This Schedule 13D relates to the common stock, $0.001 par value per share (the “Common Stock”), of Spicy Pickle Franchising, Inc. (the “Company”).  The Company’s principal executive offices are located at 90 Madison Street, Suite 700, Denver, Colorado 80206.

Item 2.     Identity and Background

This schedule is filed by Presley Reed, whose principal business address is 90 Madison Street, Suite 700, Denver, Colorado 80206.  Mr. Reed’s principal occupation is that of a private investor.  He is a citizen of the United States.

During the last five years, Mr. Reed has not been convicted in any criminal proceeding (excluding traffic violations or similar misdemeanors) and has not been a party to a civil proceeding of a judicial or administrative body of competent jurisdiction as a result of which a judgment, decree, or final order has been issued enjoining future violations of, or prohibiting or mandating activities subject to, United States federal or state securities laws or finding any violation with respect to such laws.
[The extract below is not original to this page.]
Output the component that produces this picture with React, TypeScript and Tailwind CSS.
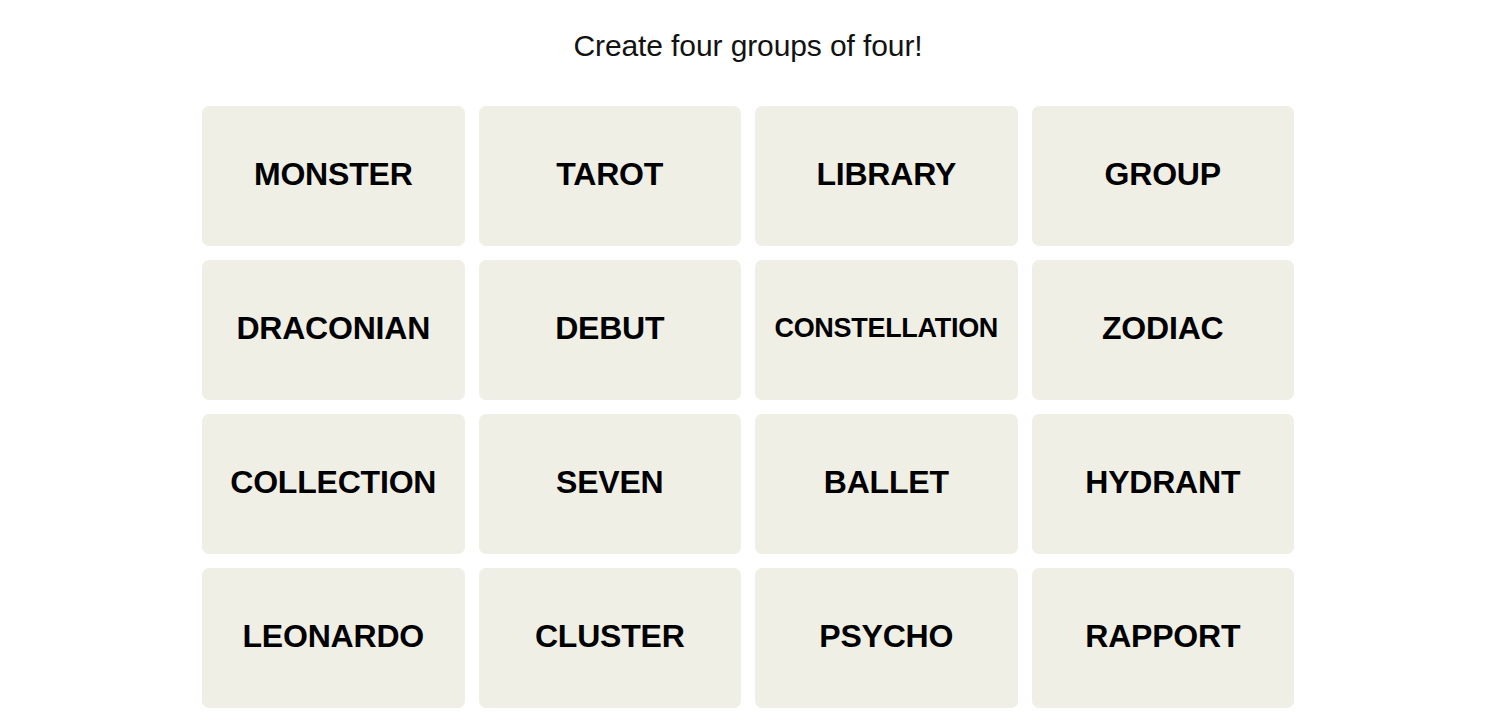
import React from "react";

const words = [
  "MONSTER", "TAROT", "LIBRARY", "GROUP",
  "DRACONIAN", "DEBUT", "CONSTELLATION", "ZODIAC",
  "COLLECTION", "SEVEN", "BALLET", "HYDRANT",
  "LEONARDO", "CLUSTER", "PSYCHO", "RAPPORT",
];

export default function App() {
  return (
    <div className="w-[1496px] min-h-[722px] bg-white" style={{ fontFamily: '"Liberation Sans", Arial, sans-serif' }}>
      <div className="flex flex-col items-center pt-[26px]">
        <h1 className="text-[30px] leading-[40px] font-normal text-[#121212] tracking-[-0.1px]">
          Create four groups of four!
        </h1>
        <div className="mt-[40px] grid grid-cols-4 gap-[14px] w-[1092px]">
          {words.map((w) => (
            <div
              key={w}
              className="h-[140px] rounded-[7px] bg-[#efefe6] flex items-center justify-center pb-[4px]"
            >
              <span
                className={
                  w === "CONSTELLATION"
                    ? "text-[27px] font-bold text-black tracking-[-0.3px]"
                    : "text-[32px] font-bold text-black tracking-[-0.2px]"
                }
              >
                {w}
              </span>
            </div>
          ))}
        </div>
      </div>
    </div>
  );
}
Item 3.     Source and Amount of Funds or Other Consideration

In September 2006, the Presley Reed 1999 Family Trust (the “Family Trust”) acquired 1,146,408 shares and Mr. Reed and his wife, as tenants in common, acquired 1,544,578 shares when the Company converted from a limited liability company to a corporation.  The original investment in the limited liability company was $50,000 by the Family Trust and $170,000 by Mr. Reed and his wife.  Mr. Reed and his wife purchased 120 shares of Series A Variable Rate Convertible Preferred Stock (the “Preferred Stock”) and warrants to purchase 900,000 shares of common stock on December 14, 2007 for $1,020,000.  He received 300,270 shares of common stock in 2009 in lieu of cash dividends on the Preferred Stock.  On September 22, 2009, Mr. Reed and his wife converted their 120 shares of Preferred Stock into 2,400,000 shares of common stock and purchased 12,307,696 shares of common stock and warrants to purchase 6,153,840 shares of common stock in a private placement for $1,600,000.  All of the funds invested were from the personal funds of the Family Trust and Mr. Reed and his wife.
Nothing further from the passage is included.